Laura-Jayne Tyler of Inside Soap praised Faith's reintroduction, describing Faith as "a wonderfully wicked addition" and "fun, frivolours and feisty". She added, "we're under no illusion that she can also be an evil cow when she wants to be! Bring on the episode where we get the nitty-gritty on why her kids hate her so much..." In August 2017, Dexter was longlisted for Best Newcomer and Funniest Female at the Inside Soap Awards. Both nominations made the shortlist. Dexter did not win either of awards. She was also nominated for the Best Newcomer accolade at The British Soap Awards 2017, however, she lost out to Coronation Streets Rob Mallard. Duncan Lindsay from Metro praised Keith's portrayal of Faith in the 2017 flashback episode, giving the actress a "particular nod" as she was "incredibly loyal to Sally Dexter's portrayal of Faith and seriously looked the part too".

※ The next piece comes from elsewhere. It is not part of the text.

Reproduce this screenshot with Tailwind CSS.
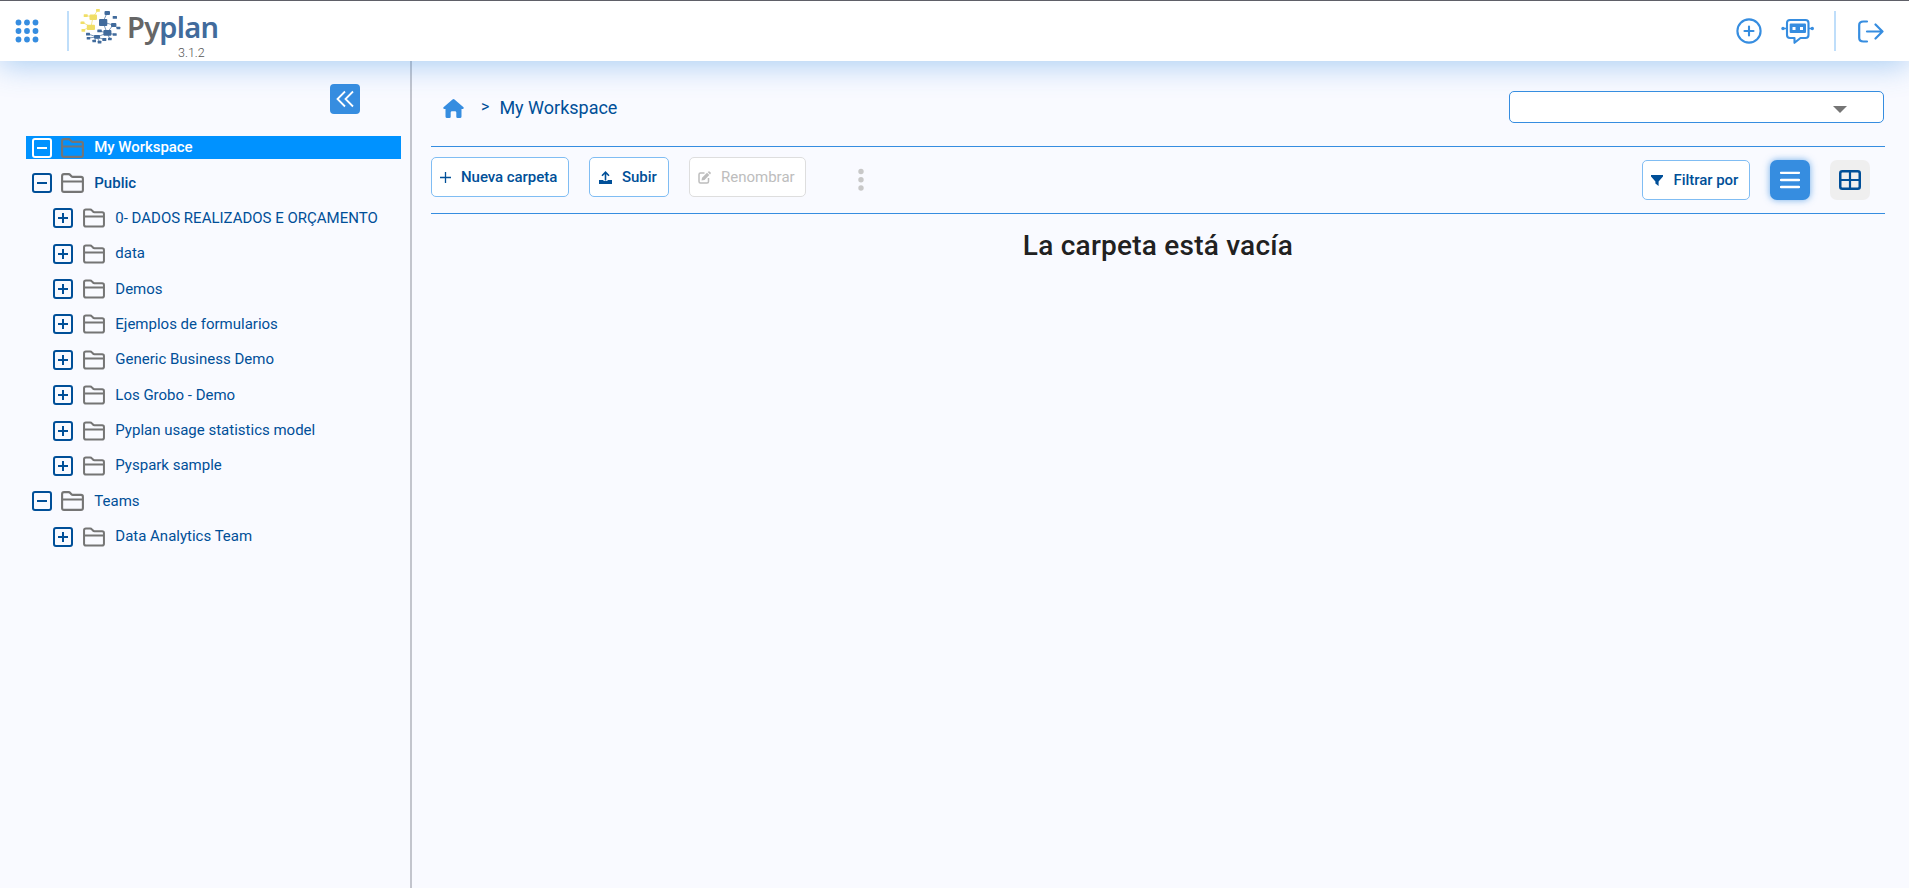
<!DOCTYPE html>
<html lang="es">
<head>
<meta charset="utf-8">
<title>Pyplan</title>
<script src="https://cdn.jsdelivr.net/npm/@tailwindcss/browser@4"></script>
</head>
<body class="h-screen overflow-hidden bg-[#f9faff] font-['Roboto',sans-serif] text-[#004f98] flex flex-col">
<svg class="hidden">
  <symbol id="folder" viewBox="0 0 23 20"><path d="M1.100 17V3Q1.100 1.100 3 1.100H7.500Q8.600 1.100 9.300 2L10.400 3.200Q11 3.900 12 3.900H20Q21.900 3.900 21.900 5.700V17Q21.900 18.900 20 18.900H3Q1.100 18.900 1.100 17ZM1.100 8.500H21.900" fill="none" stroke="#757575" stroke-width="2.100"/></symbol>
  <symbol id="minus" viewBox="0 0 20 20"><rect x="1" y="1" width="18" height="18" rx="2" fill="none" stroke="currentColor" stroke-width="2"/><path d="M5 10H15" stroke="currentColor" stroke-width="2"/></symbol>
  <symbol id="plus" viewBox="0 0 20 20"><rect x="1" y="1" width="18" height="18" rx="2" fill="none" stroke="currentColor" stroke-width="2"/><path d="M5 10H15M10 5V15" stroke="currentColor" stroke-width="2"/></symbol>
</svg>

<header class="relative z-10 h-[61px] shrink-0 bg-white border-t border-[#5f6068] shadow-[0_4px_30px_rgba(54,141,224,0.42)] flex items-start justify-between text-[#368de0]">
  <div class="flex items-start">
    <svg class="ml-[15px] mt-[18px] size-6" viewBox="0 0 24 24" fill="currentColor"><circle cx="3.500" cy="3.500" r="2.900"/><circle cx="12" cy="3.500" r="2.900"/><circle cx="20.500" cy="3.500" r="2.900"/><circle cx="3.500" cy="12" r="2.900"/><circle cx="12" cy="12" r="2.900"/><circle cx="20.500" cy="12" r="2.900"/><circle cx="3.500" cy="20.500" r="2.900"/><circle cx="12" cy="20.500" r="2.900"/><circle cx="20.500" cy="20.500" r="2.900"/></svg>
    <div class="ml-7 mt-[10px] h-10 w-[2px] bg-[#bfdefa]"></div>
    <svg class="ml-[11px] mt-[7px] w-[41px] h-9" viewBox="80 8 41 36">
      <path d="M91 27L93 17L98 10M82 22L91 27L83 30M93 17L86 15.500" stroke="#f0de66" fill="none" stroke-width=".7"/>
      <path d="M107 13L103 22L113 25L118 28M103 22L107 33L113 25M107 33L97 37L88 34M97 37L88 38M107 33L115 34.500M97 37L94 41M97 37L104 39.500M97 37L99.500 42M99.500 31L107 33L110 39" stroke="#416b9c" fill="none" stroke-width=".7"/>
      <g fill="#f0de66"><rect x="89.500" y="14.500" width="7.500" height="5.500" rx="1"/><rect x="86.800" y="24.700" width="8.200" height="5.200" rx="1"/><rect x="96" y="9" width="3.800" height="2.800" rx=".5"/><rect x="83.700" y="14.200" width="4" height="2.800" rx=".5"/><rect x="80.500" y="21.500" width="4" height="2.600" rx=".5"/><rect x="81.500" y="29" width="3.700" height="2.700" rx=".5"/></g>
      <g fill="#416b9c"><rect x="99" y="19" width="8.300" height="7" rx="1"/><rect x="104.500" y="11" width="5.500" height="4" rx="1"/><rect x="112.700" y="16" width="4.300" height="2.700" rx=".5"/><rect x="111" y="23" width="5.400" height="4" rx="1"/><rect x="116.500" y="26.700" width="3.800" height="2.500" rx=".5"/><rect x="103.400" y="30" width="8" height="5.700" rx="1"/><rect x="97.300" y="29.500" width="4.500" height="2.800" rx=".5"/><rect x="94" y="35" width="6" height="3.700" rx=".8"/><rect x="86" y="32.700" width="4" height="2.700" rx=".5"/><rect x="86.700" y="37" width="3.500" height="2.500" rx=".5"/><rect x="92.400" y="39.700" width="3.600" height="2.500" rx=".5"/><rect x="97.700" y="40.700" width="3.700" height="2.700" rx=".5"/><rect x="102.300" y="38" width="4" height="3" rx=".5"/><rect x="108" y="37.700" width="3.700" height="2.500" rx=".5"/><rect x="112.700" y="33.300" width="4" height="2.500" rx=".5"/></g>
    </svg>
    <div class="ml-[6px] mt-[10px] w-[94px]">
      <div class="h-[36px] leading-[31px] text-[29px] font-semibold tracking-[-0.700px] text-[#666] font-['Noto_Sans',sans-serif]">Py<span class="text-[#416b9c]">plan</span></div>
      <div class="pl-[51px] text-[12.500px] leading-3 font-light text-[#555]">3.1.2</div>
    </div>
  </div>
  <div class="flex items-start">
    <svg class="mt-[17px] size-[26px]" viewBox="0 0 26 26" fill="none" stroke="currentColor" stroke-width="2.100" stroke-linecap="round"><circle cx="13" cy="13" r="11.600"/><path d="M8.500 13H17.500M13 8.500V17.500"/></svg>
    <svg class="ml-[19px] mt-[17px] w-[33px] h-[27px]" viewBox="0 0 33 27" fill="none" stroke="currentColor" stroke-width="2.100"><path d="M9 2H24.500Q27.500 2 27.500 5V17Q27.500 20 24.500 20H19.500L13.500 24.800V20H9Q6 20 6 17V5Q6 2 9 2Z" stroke-linejoin="round"/><path d="M2 10.500H6M27 10.500H31" stroke-width="1.500"/><circle cx="2" cy="10.500" r="1.700" fill="currentColor" stroke="none"/><circle cx="31.300" cy="10.500" r="1.700" fill="currentColor" stroke="none"/><rect x="8.700" y="5.500" width="16.300" height="9.500" rx="1" fill="currentColor" stroke="none"/><path d="M11.500 9H14.500V12H11.500ZM19 9H22V12H19Z" fill="white" stroke="none"/></svg>
    <div class="ml-5 mt-[10px] h-10 w-[2px] bg-[#bfdefa]"></div>
    <svg class="ml-[22px] mr-[25px] mt-[19px] w-[26px] h-[23px]" viewBox="0 0 26 23" fill="none" stroke="currentColor" stroke-width="2.200" stroke-linecap="round" stroke-linejoin="round"><path d="M9 1.500H5.500Q1.200 1.500 1.200 5V18Q1.200 21.500 5.500 21.500H9M9 11.500H24.500M17.500 4.500L24.500 11.500L17.500 18.500"/></svg>
  </div>
</header>

<div class="flex flex-1 min-h-0">
  <aside class="w-[412px] shrink-0 border-r-2 border-[#c3c5cd] pl-[26px] pr-[9px]">
    <div class="flex justify-end pr-[41px] pt-[23px]">
      <button class="size-[30px] rounded-[4px] bg-[#368de0] grid place-items-center"><svg class="w-[18px] h-[18px]" viewBox="0 0 18 18" fill="none" stroke="white" stroke-width="1.800"><path d="M9 1.500L1.500 9L9 16.500M17 1.500L9.500 9L17 16.500"/></svg></button>
    </div>
    <nav class="pt-[22px] text-[15px] leading-[23px]">
      <div class="h-[23px] mb-[12.600px] bg-[#0092ff] text-white flex items-center pl-[6px]"><svg class="size-5"><use href="#minus"/></svg><svg class="ml-[9px] w-[23px] h-5"><use href="#folder"/></svg><span class="ml-[10.300px] font-medium tracking-[-0.050px]">My Workspace</span></div>
      <div class="h-[23px] mb-[12.350px] flex items-center pl-[6px]"><svg class="size-5"><use href="#minus"/></svg><svg class="ml-[9px] w-[23px] h-5"><use href="#folder"/></svg><span class="ml-[10.300px] font-medium">Public</span></div>
      <div class="h-[23px] mb-[12.350px] flex items-center pl-[27px]"><svg class="size-5"><use href="#plus"/></svg><svg class="ml-[10px] w-[22px] h-5"><use href="#folder"/></svg><span class="ml-[10.300px]">0- DADOS REALIZADOS E ORÇAMENTO</span></div>
      <div class="h-[23px] mb-[12.350px] flex items-center pl-[27px]"><svg class="size-5"><use href="#plus"/></svg><svg class="ml-[10px] w-[22px] h-5"><use href="#folder"/></svg><span class="ml-[10.300px]">data</span></div>
      <div class="h-[23px] mb-[12.350px] flex items-center pl-[27px]"><svg class="size-5"><use href="#plus"/></svg><svg class="ml-[10px] w-[22px] h-5"><use href="#folder"/></svg><span class="ml-[10.300px]">Demos</span></div>
      <div class="h-[23px] mb-[12.350px] flex items-center pl-[27px]"><svg class="size-5"><use href="#plus"/></svg><svg class="ml-[10px] w-[22px] h-5"><use href="#folder"/></svg><span class="ml-[10.300px]">Ejemplos de formularios</span></div>
      <div class="h-[23px] mb-[12.350px] flex items-center pl-[27px]"><svg class="size-5"><use href="#plus"/></svg><svg class="ml-[10px] w-[22px] h-5"><use href="#folder"/></svg><span class="ml-[10.300px]">Generic Business Demo</span></div>
      <div class="h-[23px] mb-[12.350px] flex items-center pl-[27px]"><svg class="size-5"><use href="#plus"/></svg><svg class="ml-[10px] w-[22px] h-5"><use href="#folder"/></svg><span class="ml-[10.300px]">Los Grobo - Demo</span></div>
      <div class="h-[23px] mb-[12.350px] flex items-center pl-[27px]"><svg class="size-5"><use href="#plus"/></svg><svg class="ml-[10px] w-[22px] h-5"><use href="#folder"/></svg><span class="ml-[10.300px]">Pyplan usage statistics model</span></div>
      <div class="h-[23px] mb-[12.350px] flex items-center pl-[27px]"><svg class="size-5"><use href="#plus"/></svg><svg class="ml-[10px] w-[22px] h-5"><use href="#folder"/></svg><span class="ml-[10.300px]">Pyspark sample</span></div>
      <div class="h-[23px] mb-[12.350px] flex items-center pl-[6px]"><svg class="size-5"><use href="#minus"/></svg><svg class="ml-[9px] w-[23px] h-5"><use href="#folder"/></svg><span class="ml-[10.300px]">Teams</span></div>
      <div class="h-[23px] flex items-center pl-[27px]"><svg class="size-5"><use href="#plus"/></svg><svg class="ml-[10px] w-[22px] h-5"><use href="#folder"/></svg><span class="ml-[10.300px]">Data Analytics Team</span></div>
    </nav>
  </aside>

  <main class="flex-1 pl-[19px] pr-6">
    <div class="h-[85px] flex items-start justify-between">
      <div class="flex items-center mt-[32px] h-[28px] pl-3">
        <svg class="w-[21px] h-[19px] mt-[3px]" viewBox="0 0 21 19" fill="#368de0"><path d="M9.500 .5Q10.500 -.3 11.500 .5L20.500 8.300Q21.200 9.500 20 10H18.500V17.500Q18.500 19 17 19H14.500Q13.300 19 13.300 17.800V13.500Q13.300 12.200 12 12.200H9Q7.700 12.200 7.700 13.500V17.800Q7.700 19 6.500 19H4Q2.500 19 2.500 17.500V10H1Q-.2 9.500 .5 8.300Z"/></svg>
        <span class="ml-[17px] text-[16px]">&gt;</span>
        <span class="ml-[10px] text-[18px]">My Workspace</span>
      </div>
      <div class="mt-[30px] mr-[1px] w-[375px] h-[32px] bg-white border border-[#368de0] rounded-[5px] flex items-center justify-end pr-9"><svg class="w-[14px] h-[7px] mt-[4px]" viewBox="0 0 14 7"><path d="M0 0H14L7 7Z" fill="#757575"/></svg></div>
    </div>
    <div class="h-[68px] border-y border-[#368de0] flex items-start justify-between text-[15px] font-medium">
      <div class="flex items-start pt-[10px]">
        <button class="w-[138px] h-10 bg-white border border-[#80bdf3] rounded-[5px] flex items-center pl-[8px]"><svg class="size-[11px]" viewBox="0 0 11 11"><path d="M0 5.500H11M5.500 0V11" stroke="currentColor" stroke-width="1.300"/></svg><span class="ml-[10px] tracking-[-0.050px]">Nueva carpeta</span></button>
        <button class="ml-5 w-[80px] h-10 bg-white border border-[#80bdf3] rounded-[5px] flex items-center pl-[9px]"><svg class="w-[13px] h-[13px]" viewBox="0 0 13 13"><path d="M0 9H4.500V10H8.500V9H13V13H0Z" fill="currentColor"/><path d="M6.500 9.500V1.500M3 4.700L6.500 1.200L10 4.700" fill="none" stroke="currentColor" stroke-width="1.600"/></svg><span class="ml-[10px] tracking-[-0.050px]">Subir</span></button>
        <button class="ml-5 w-[117px] h-10 bg-white border border-[#dedede] rounded-[5px] flex items-center pl-2 text-[#bdbdbd]"><svg class="size-[13px]" viewBox="0 0 13 13"><path d="M6.500 2H2.500Q1 2 1 3.500V10.500Q1 12 2.500 12H9Q10.500 12 10.500 10.500V7" fill="none" stroke="currentColor" stroke-width="1.500"/><path d="M9 1.800L11.300 4.100L6.500 9L3.500 9.500L4 6.700ZM9.700 1.100L10.500 .4Q11 0 11.500 .4L12.700 1.600Q13.100 2.100 12.700 2.600L12 3.400Z" fill="currentColor"/></svg><span class="ml-[10px] font-normal">Renombrar</span></button>
        <svg class="ml-[52px] mt-[11px] w-[6px] h-[24px]" viewBox="0 0 6 24" fill="#c8c8c8"><circle cx="3" cy="3.500" r="2.700"/><circle cx="3" cy="11.700" r="2.700"/><circle cx="3" cy="20" r="2.700"/></svg>
      </div>
      <div class="flex items-start pt-[13px] pr-[15px]">
        <button class="w-[108px] h-10 bg-white border border-[#80bdf3] rounded-[5px] flex items-center pl-2"><svg class="w-[12px] h-[11px]" viewBox="0 0 12 11"><path d="M0 0H12V1.500L7.600 6.500V11L4.400 8.500V6.500L0 1.500Z" fill="currentColor"/></svg><span class="ml-[10.500px] tracking-[-0.050px]">Filtrar por</span></button>
        <button class="ml-5 size-10 rounded-[7px] bg-[#368de0] shadow-[0_0_7px_rgba(54,141,224,0.7)] grid place-items-center"><svg class="w-5 h-[18px]" viewBox="0 0 20 18"><path d="M1 1.800H19M1 9H19M1 16H19" stroke="white" stroke-width="2.300" stroke-linecap="round"/></svg></button>
        <button class="ml-5 size-10 rounded-[7px] bg-[#efefef] grid place-items-center"><svg class="w-[22px] h-5" viewBox="0 0 22 20" fill="none" stroke="currentColor" stroke-width="2.500"><rect x="1.250" y="1.250" width="19.500" height="17.500" rx="2"/><path d="M11 1V19M1 10H21" stroke-width="2.200"/></svg></button>
      </div>
    </div>
    <h1 class="mt-[14px] text-center text-[28px] leading-[36px] tracking-[0.230px] font-medium text-[#212121]">La carpeta está vacía</h1>
  </main>
</div>
</body>
</html>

On 11 May 2022, Emmerdale announced that they would revisit Faith's breast cancer in a storyline that sees her diagnosed with terminal cancer. The soap worked with British charity Breast Cancer Now who were appointed to provide guidance on Faith's diagnosis and experience of cancer. They also hoped to raise awareness for symptoms of secondary breast cancer to viewers. Dexter felt a strong sense of responsibility to portray the storyline accurately as she acknowledged that the disease is more than a storyline for sufferers of cancer; she also felt privileged to be given the topical storyline. Emmerdale producer Laura Shaw was excited for Faith to be a prominent character on the soap during the storyline, since she had faith in Dexter's acting ability. Shaw noted how despite the "painful and heart wrenching moments" viewers would endure, Faith would also be able to offer "life affirming and positive moments of light in the story" due to the character's upbeat attitude and humour. It was later announced that as part of her cancer battle, a special episode would air heavily featuring Faith, Chas and Cain. She is told that her chemotherapy is not working and she decides to stop the treatment. The episode, which aired in July, explores the impact Faith's terminal diagnosis has on the lives of her children "as they navigate this heartbreaking turn of events". This led to Faith's departure from Emmerdale when she decided to end her life on 13 October 2022. She died in Cain's arms. The character last appeared on screen on 28 October 2022 during her funeral. In an unannounced return, Dexter reprised the role for a flashback, which was originally broadcast on 12 November 2025; Dexter called it was "delightful" to return and said that she had been practising an Australian accent in case producers wanted her to play Faith's cousin, who she jokingly called "Hope".